* [GIVEN PROBLEM]: Check each line of the listing, and copy it if it contains the word "with".

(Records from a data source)
---

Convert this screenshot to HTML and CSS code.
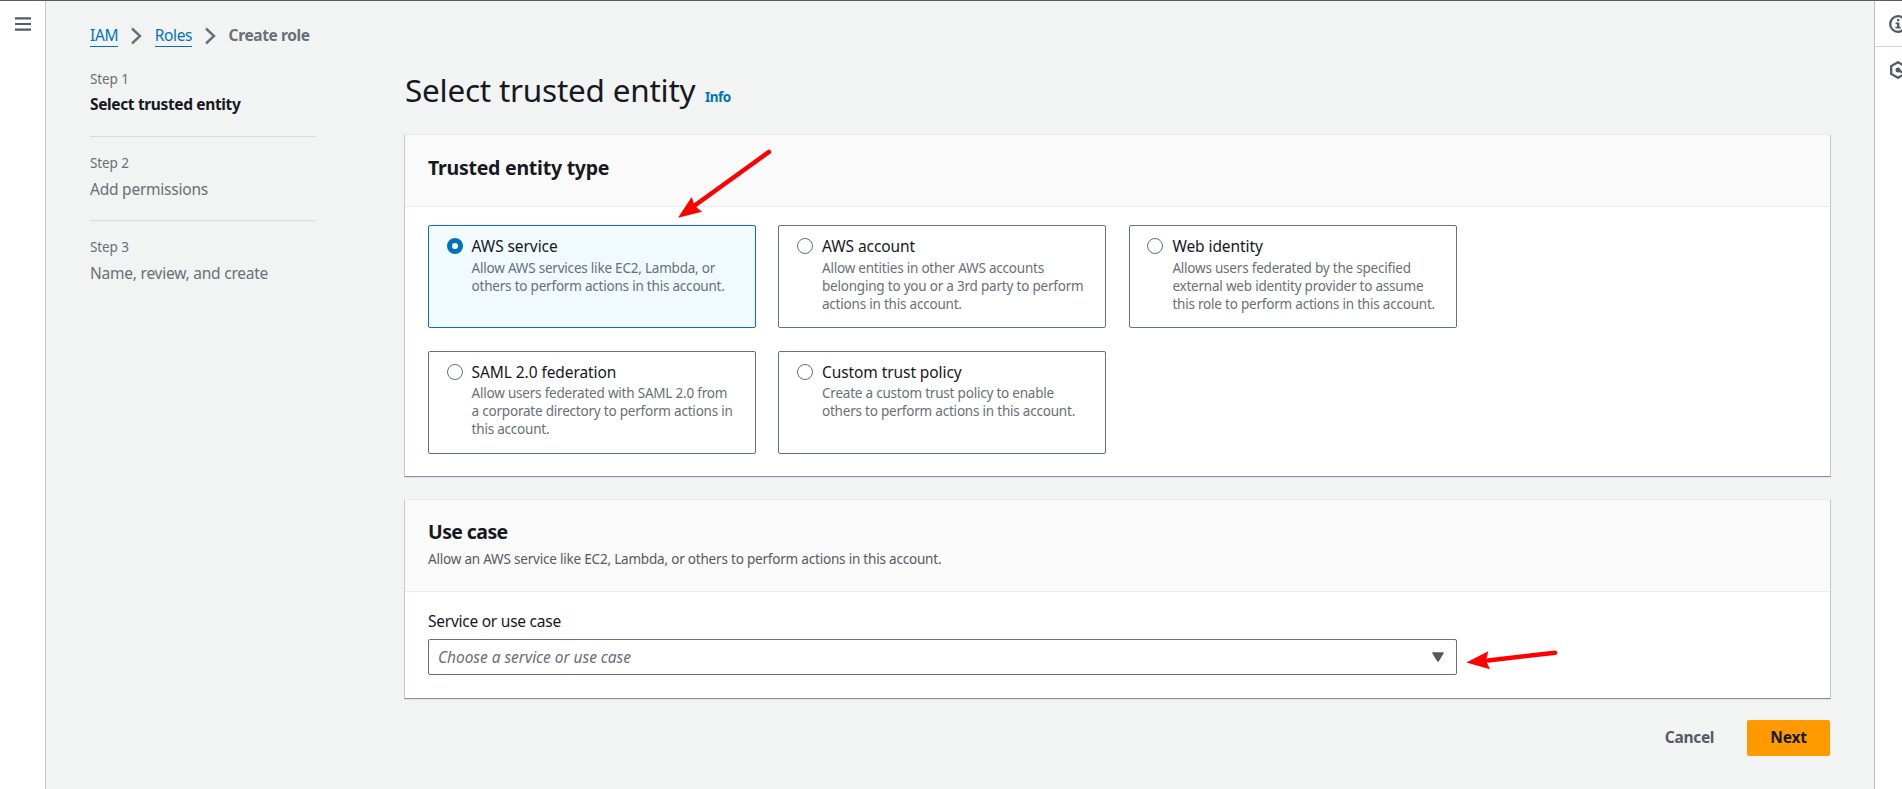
FILE: index.html
```html
<!DOCTYPE html>
<html lang="en">
<head>
<meta charset="utf-8">
<title>Create role</title>
<link rel="stylesheet" href="styles.css">
</head>
<body>
<div class="shell">
  <aside class="rail rail-left">
    <svg class="menu-icon" width="16" height="14" viewBox="0 0 16 14"><path d="M0 1.4h16M0 7h16M0 12.6h16" stroke="#545b64" stroke-width="2.2"/></svg>
  </aside>

  <div class="page">
    <nav class="breadcrumb">
      <a class="crumb">IAM</a>
      <svg class="chev" width="11" height="18" viewBox="0 0 11 18"><path d="M1 1.500l8 7.500-8 7.500" fill="none" stroke="#687078" stroke-width="2.4"/></svg>
      <a class="crumb">Roles</a>
      <svg class="chev" width="11" height="18" viewBox="0 0 11 18"><path d="M1 1.500l8 7.500-8 7.500" fill="none" stroke="#687078" stroke-width="2.4"/></svg>
      <span class="crumb-current">Create role</span>
    </nav>

    <div class="columns">
      <ol class="steps">
        <li class="step"><span class="step-no">Step 1</span><span class="step-name active">Select trusted entity</span></li>
        <li class="step"><span class="step-no">Step 2</span><span class="step-name">Add permissions</span></li>
        <li class="step"><span class="step-no">Step 3</span><span class="step-name">Name, review, and create</span></li>
      </ol>

      <main class="main">
        <div class="heading"><h1>Select trusted entity</h1><a class="info">Info</a></div>

        <section class="panel">
          <header class="panel-head"><h2 class="low">Trusted entity type</h2></header>
          <div class="cards">
            <label class="card selected"><span class="radio"></span><span class="card-text"><span class="card-title">AWS service</span><span class="card-desc">Allow AWS services like EC2, Lambda, or<br>others to perform actions in this account.</span></span></label>
            <label class="card"><span class="radio"></span><span class="card-text"><span class="card-title">AWS account</span><span class="card-desc">Allow entities in other AWS accounts<br>belonging to you or a 3rd party to perform<br>actions in this account.</span></span></label>
            <label class="card"><span class="radio"></span><span class="card-text"><span class="card-title">Web identity</span><span class="card-desc">Allows users federated by the specified<br>external web identity provider to assume<br>this role to perform actions in this account.</span></span></label>
            <label class="card tight"><span class="radio"></span><span class="card-text"><span class="card-title">SAML 2.0 federation</span><span class="card-desc">Allow users federated with SAML 2.0 from<br>a corporate directory to perform actions in<br>this account.</span></span></label>
            <label class="card tight"><span class="radio"></span><span class="card-text"><span class="card-title">Custom trust policy</span><span class="card-desc">Create a custom trust policy to enable<br>others to perform actions in this account.</span></span></label>
          </div>
        </section>

        <section class="panel panel-use">
          <header class="panel-head head-use"><h2 class="narrow">Use case</h2><p>Allow an AWS service like EC2, Lambda, or others to perform actions in this account.</p></header>
          <div class="field">
            <span class="field-label">Service or use case</span>
            <div class="select"><span class="placeholder">Choose a service or use case</span>
              <svg width="12" height="10" viewBox="0 0 12 10"><path d="M1 1h10L6 9z" fill="#545b64" stroke="#545b64" stroke-width="1.5" stroke-linejoin="round"/></svg>
            </div>
          </div>
        </section>

        <div class="actions"><button class="btn link">Cancel</button><button class="btn primary">Next</button></div>
      </main>
    </div>
  </div>

  <aside class="rail rail-right">
    <div class="tool tool-first"><svg width="18" height="18" viewBox="0 0 18 18"><circle cx="9" cy="9" r="7.800" fill="none" stroke="#545b64" stroke-width="2.3"/><path d="M8 4h2.400v2.200H8zM6.600 7.500h3.800v4.200h1.300v1.700H6.400v-1.700H8V9.200H6.600z" fill="#545b64"/></svg></div>
    <div class="tool"><svg width="18" height="18" viewBox="0 0 18 18"><path d="M9 1.200l6.800 3.900v7.800L9 16.800l-6.800-3.900V5.100z" fill="none" stroke="#545b64" stroke-width="2.3"/><circle cx="9" cy="9" r="2.500" fill="#545b64"/><path d="M9 9l7 4" stroke="#545b64" stroke-width="2.200"/></svg></div>
  </aside>
</div>

<svg class="arrow arrow-cards" width="100" height="74" viewBox="672 148 100 74"><path d="M768.800 152L694 206" stroke="#f00" stroke-width="4.600" stroke-linecap="round"/><path d="M678 217.800L691.700 197l2.800 8.800 7.500 5.900z" fill="#f00"/></svg>
<svg class="arrow arrow-select" width="98" height="26" viewBox="1462 647 98 26"><path d="M1555 652.700L1488 660.500" stroke="#f00" stroke-width="4.500" stroke-linecap="round"/><path d="M1466.300 662.500l22-11.200-2.300 9.400 4 8.500z" fill="#f00"/></svg>
</body>
</html>
```
FILE: styles.css
```css
* { box-sizing: border-box; }
body {
  margin: 0;
  height: 789px;
  position: relative;
  overflow: hidden;
  background: #f2f3f3;
  color: #16191f;
  font: 15.5px/24px "Noto Sans", sans-serif;
  letter-spacing: -0.23px;
}
h1, h2, p, ol { margin: 0; padding: 0; }
svg { display: block; flex: none; }

.shell { display: flex; height: 789px; border-top: 1px solid #545b64; }
.rail { flex: none; background: #fff; }
.rail-left { width: 46px; border-right: 1px solid #c2c6c8; padding: 16px 0 0 15px; }
.rail-right { width: 28px; border-left: 1px solid #bcc3c4; overflow: hidden; }
.tool { height: 46px; padding: 14px 0 0 14px; }
.tool-first { border-bottom: 1px solid #d0d6d6; }

.page { flex: 1; min-width: 0; padding: 22px 43px 0 44px; }
.breadcrumb { display: flex; align-items: center; height: 24px; }
.crumb { color: #0073bb; height: 23px; line-height: 23px; border-bottom: 1px solid #0073bb; letter-spacing: -0.35px; }
.chev { margin: 2px 13px 0 12.5px; }
.crumb-current { color: #687078; font-weight: 700; letter-spacing: -0.38px; }

.columns { display: flex; gap: 89px; }
.steps { width: 225px; flex: none; list-style: none; padding-top: 6px; }
.step { display: flex; flex-direction: column; gap: 3px; height: 84px; padding-top: 16px; border-bottom: 1px solid #d5dbdb; color: #687078; }
.step:last-child { border: 0; }
.step-no { font-size: 13.5px; line-height: 20px; letter-spacing: -0.1px; }
.step-name.active { color: #16191f; font-weight: 700; letter-spacing: -0.36px; }
.step:not(:first-child) { gap: 4px; }

.main { flex: 1; min-width: 0; padding-top: 23px; }
.heading { display: flex; align-items: baseline; gap: 9.5px; height: 64px; padding-left: 1px; }
h1 { font-size: 31.5px; line-height: 40px; font-weight: 400; letter-spacing: -0.24px; }
.info { color: #0073bb; font-size: 13.5px; font-weight: 700; letter-spacing: -0.5px; }

.panel { background: #fff; border: 1px solid #c3cbcb; border-top-color: #eaeded; border-bottom-color: #879596; height: 343px; box-shadow: 0 1px 0 #dfe3e3; }
.panel-use { height: 200px; margin-top: 22px; }
.panel-head { height: 72px; padding: 18px 23px 0; background: #fafafa; border-bottom: 1px solid #eaeded; }
.head-use { height: 92px; }
h2 { font-size: 19.5px; line-height: 28px; font-weight: 700; letter-spacing: -0.24px; }
h2.low { padding-top: 1px; }
h2.narrow { letter-spacing: -0.6px; }
.head-use p { margin-top: 3px; font-size: 13.5px; line-height: 20px; letter-spacing: -0.2px; color: #545b64; }

.cards { display: grid; grid-template-columns: repeat(3, 328px); gap: 23px 22.4px; padding: 18px 23px; }
.card { display: flex; gap: 9px; height: 103px; padding: 8px 0 0 17.6px; border: 1px solid #687078; border-radius: 2px; }
.card.selected { border-color: #0073bb; background: #f1faff; }
.radio { flex: none; width: 16px; height: 16px; margin-top: 4px; border: 1px solid #687078; border-radius: 50%; background: #fff; }
.selected .radio { border: 5px solid #0073bb; }
.card-text { display: flex; flex-direction: column; }
.card-title { letter-spacing: -0.08px; }
.card-desc { margin-top: 1px; font-size: 13.5px; line-height: 18px; letter-spacing: -0.21px; color: #687078; white-space: nowrap; }
.tight .card-desc { margin-top: 0; }

.field { width: 1075px; padding: 17px 23px 0; }
.field-label { display: block; letter-spacing: -0.25px; }
.select { display: flex; align-items: center; justify-content: space-between; width: 1029px; height: 36px; margin-top: 6px; padding: 0 12px 0 9px; border: 1px solid #687078; border-radius: 2px; }
.placeholder { color: #687078; font-style: italic; letter-spacing: -0.04px; }

.actions { display: flex; justify-content: flex-end; padding: 21px 1px 0 0; }
.btn { height: 36px; border: 0; border-radius: 2px; font: 700 15.5px/24px "Noto Sans", sans-serif; letter-spacing: -0.3px; }
.btn.link { width: 98px; margin-right: 9px; background: none; color: #545b64; padding: 0 0 2px 1px; }
.btn.primary { width: 83px; background: #ff9900; color: #16191f; padding: 0 0 2px; letter-spacing: -0.2px; }

.arrow { position: absolute; }
.arrow-cards { left: 672px; top: 148px; }
.arrow-select { left: 1462px; top: 647px; }
```
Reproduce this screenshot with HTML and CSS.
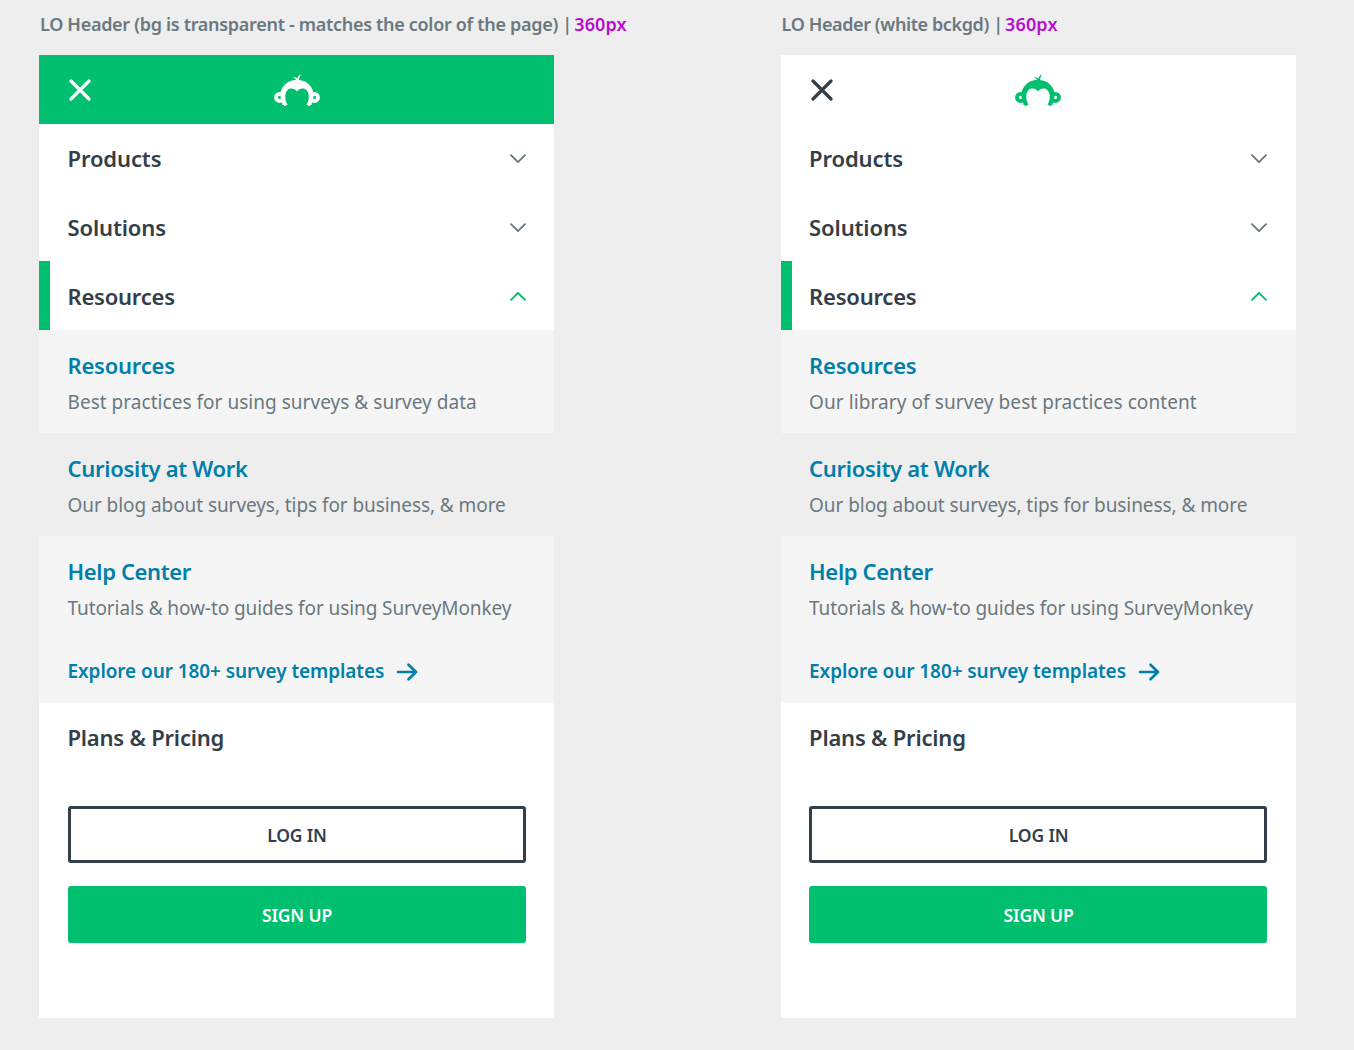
FILE: index.html
```html
<!DOCTYPE html>
<html lang="en">
<head>
<meta charset="utf-8">
<title>LO Header</title>
<link rel="stylesheet" href="styles.css">
</head>
<body>
<svg class="defs" aria-hidden="true">
  <symbol id="close" viewBox="0 0 22 22"><path d="M2 2l18 18M20 2L2 20" fill="none" stroke="currentColor" stroke-width="3.2" stroke-linecap="round"/></symbol>
  <symbol id="monkey" viewBox="0 0 46 33">
    <g fill="none" stroke="currentColor" stroke-width="3.800"><circle cx="5.600" cy="23.400" r="3.600"/><circle cx="40.400" cy="23.400" r="3.600"/></g>
    <path fill="currentColor" d="M6.200 20C7.500 11.800 14 6.200 22 5.800C21.500 4.600 20.300 3.700 18.800 3.500C20.700 2.700 22.400 3.300 23.300 4.700C23.800 2.400 25.200 .8 27.300 .2C26 1.900 25.200 3.800 25 5.900C32.500 6.400 38.600 12 39.800 20L38.700 27.500L37.600 29.300L37.900 30.700L36.300 31L35.600 32.200L32.500 30.600C34.200 28 35 25 34.700 21.500C34.300 17.300 31.800 14.600 28.600 14.600C26.300 14.600 24.200 15.600 23 17.500C21.800 15.600 19.700 14.600 17.400 14.600C14.200 14.600 11.700 17.300 11.300 21.500C11 25 11.800 28 13.500 30.600L10.400 32.200L9.700 31L8.100 30.700L8.400 29.300L7.300 27.500Z"/>
  </symbol>
  <symbol id="chevron" viewBox="0 0 16 10"><path d="M1 1.200l7 7 7-7" fill="none" stroke="currentColor" stroke-width="1.900" stroke-linecap="round" stroke-linejoin="round"/></symbol>
  <symbol id="arrow" viewBox="0 0 22 18"><path d="M2 9H20M12.500 1.800L20 9l-7.500 7.200" fill="none" stroke="currentColor" stroke-width="2.700" stroke-linecap="round" stroke-linejoin="round"/></symbol>
</svg>
<main class="board">
  <section class="variant">
    <h1 class="label"><span class="label-a">LO Header (bg is transparent - matches the color of the page) |</span> <span class="size">360px</span></h1>
    <div class="phone">
      <header class="top top-green"><svg class="close"><use href="#close"/></svg><svg class="logo"><use href="#monkey"/></svg></header>
      <nav>
        <div class="row"><span class="t-products">Products</span><svg class="chevron"><use href="#chevron"/></svg></div>
        <div class="row"><span class="t-solutions">Solutions</span><svg class="chevron"><use href="#chevron"/></svg></div>
        <div class="row open"><span class="t-resources">Resources</span><svg class="chevron"><use href="#chevron"/></svg></div>
        <div class="sub"><h2 class="t-resources">Resources</h2><p><span class="d-best">Best practices for using surveys &amp; survey data</span></p></div>
        <div class="sub plain"><h2>Curiosity at Work</h2><p><span class="d-blog">Our blog about surveys, tips for business, &amp; more</span></p></div>
        <div class="sub help"><h2 class="t-help">Help Center</h2><p><span class="d-help">Tutorials &amp; how-to guides for using SurveyMonkey</span></p>
          <a class="explore"><span>Explore our 180+ survey templates</span><svg class="arrow"><use href="#arrow"/></svg></a></div>
        <div class="row plans"><span>Plans &amp; Pricing</span></div>
      </nav>
      <div class="actions"><button class="btn login">LOG IN</button><button class="btn signup">SIGN UP</button></div>
    </div>
  </section>
  <section class="variant">
    <h1 class="label"><span class="label-b">LO Header (white bckgd) |</span> <span class="size">360px</span></h1>
    <div class="phone">
      <header class="top top-white"><svg class="close"><use href="#close"/></svg><svg class="logo"><use href="#monkey"/></svg></header>
      <nav>
        <div class="row"><span class="t-products">Products</span><svg class="chevron"><use href="#chevron"/></svg></div>
        <div class="row"><span class="t-solutions">Solutions</span><svg class="chevron"><use href="#chevron"/></svg></div>
        <div class="row open"><span class="t-resources">Resources</span><svg class="chevron"><use href="#chevron"/></svg></div>
        <div class="sub"><h2 class="t-resources">Resources</h2><p><span class="d-library">Our library of survey best practices content</span></p></div>
        <div class="sub plain"><h2>Curiosity at Work</h2><p><span class="d-blog">Our blog about surveys, tips for business, &amp; more</span></p></div>
        <div class="sub help"><h2 class="t-help">Help Center</h2><p><span class="d-help">Tutorials &amp; how-to guides for using SurveyMonkey</span></p>
          <a class="explore"><span>Explore our 180+ survey templates</span><svg class="arrow"><use href="#arrow"/></svg></a></div>
        <div class="row plans"><span>Plans &amp; Pricing</span></div>
      </nav>
      <div class="actions"><button class="btn login">LOG IN</button><button class="btn signup">SIGN UP</button></div>
    </div>
  </section>
</main>
</body>
</html>
```
FILE: styles.css
```css
* { box-sizing: border-box; }
body { margin: 0; height: 1050px; overflow: hidden; background: #eee; color: #333e48; font-family: "Noto Sans", sans-serif; }
h1, h2, p { margin: 0; }
svg { display: block; flex: none; }
.defs { width: 0; height: 0; position: absolute; }
.board { display: grid; grid-template-columns: 515px 515px; column-gap: 226.600px; padding-left: 39px; }
.variant { min-width: 0; }
.label { height: 55px; padding: 12px 0 0 1px; white-space: nowrap; font-size: 18px; line-height: 25px; font-weight: 600; color: #6b787f; letter-spacing: -.29px; word-spacing: -.1px; }
.label-b { letter-spacing: -.38px; }
.label .size { color: #b90bd4; letter-spacing: .15px; margin-left: -2px; }
.phone { height: 963px; background: #fff; }
.top { height: 69px; display: grid; grid-template-columns: 1fr 46px 1fr; align-items: center; padding: 0 30px; }
.top-green { background: #00bf6f; color: #fff; }
.top-white .logo { color: #00bf6f; }
.close { width: 22px; height: 22px; }
.logo { width: 46px; height: 33px; margin-top: 2px; }
.row { height: 68.700px; display: flex; align-items: center; justify-content: space-between; padding: 0 28.500px; font-size: 22px; font-weight: 600; line-height: 30px; letter-spacing: -.12px; }
.chevron { width: 16px; height: 10px; margin-top: 1px; color: #6b787f; }
.row.open { border-left: 11px solid #00bf6f; padding-left: 17.500px; }
.open .chevron { transform: rotate(180deg); color: #00bf6f; }
.sub { height: 103px; padding: 20px 28.500px 0; background: #f5f5f5; }
.plain { background: #eee; }
.help { height: 167px; }
.sub h2 { font-size: 22px; line-height: 30px; font-weight: 600; color: #007faa; letter-spacing: -.3px; }
.row .t-resources, .sub .t-resources { letter-spacing: -.22px; }
.sub .t-help { letter-spacing: -.36px; }
.sub p { margin-top: 9px; font-size: 19px; line-height: 26px; color: #6b787f; white-space: nowrap; }
.d-best { letter-spacing: .03px; }
.d-library { letter-spacing: .08px; }
.d-blog { letter-spacing: -.07px; }
.d-help { letter-spacing: -.09px; }
.explore { display: flex; align-items: center; gap: 12px; margin-top: 37px; font-size: 19px; line-height: 26px; font-weight: 600; letter-spacing: -.08px; color: #007faa; white-space: nowrap; }
.arrow { width: 22px; height: 18px; margin-top: 2px; }
.plans { height: 69px; padding-top: 0; padding-bottom: 1px; letter-spacing: -.2px; }
.actions { display: grid; gap: 23px; padding: 34px 28.500px 0; }
.btn { height: 57px; border: 0; border-radius: 3px; padding: 0 0 0 1px; font: 600 17.500px/24px "Noto Sans", sans-serif; letter-spacing: -.15px; }
.login { border: 3px solid #333e48; background: #fff; color: #333e48; }
.signup { background: #00bf6f; color: #fff; }
```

---

* [CORRECT RESULT]:
            <label class="card tight"><span class="radio"></span><span class="card-text"><span class="card-title">SAML 2.0 federation</span><span class="card-desc">Allow users federated with SAML 2.0 from<br>a corporate directory to perform actions in<br>this account.</span></span></label>
Reproduce this screenshot with HTML and CSS.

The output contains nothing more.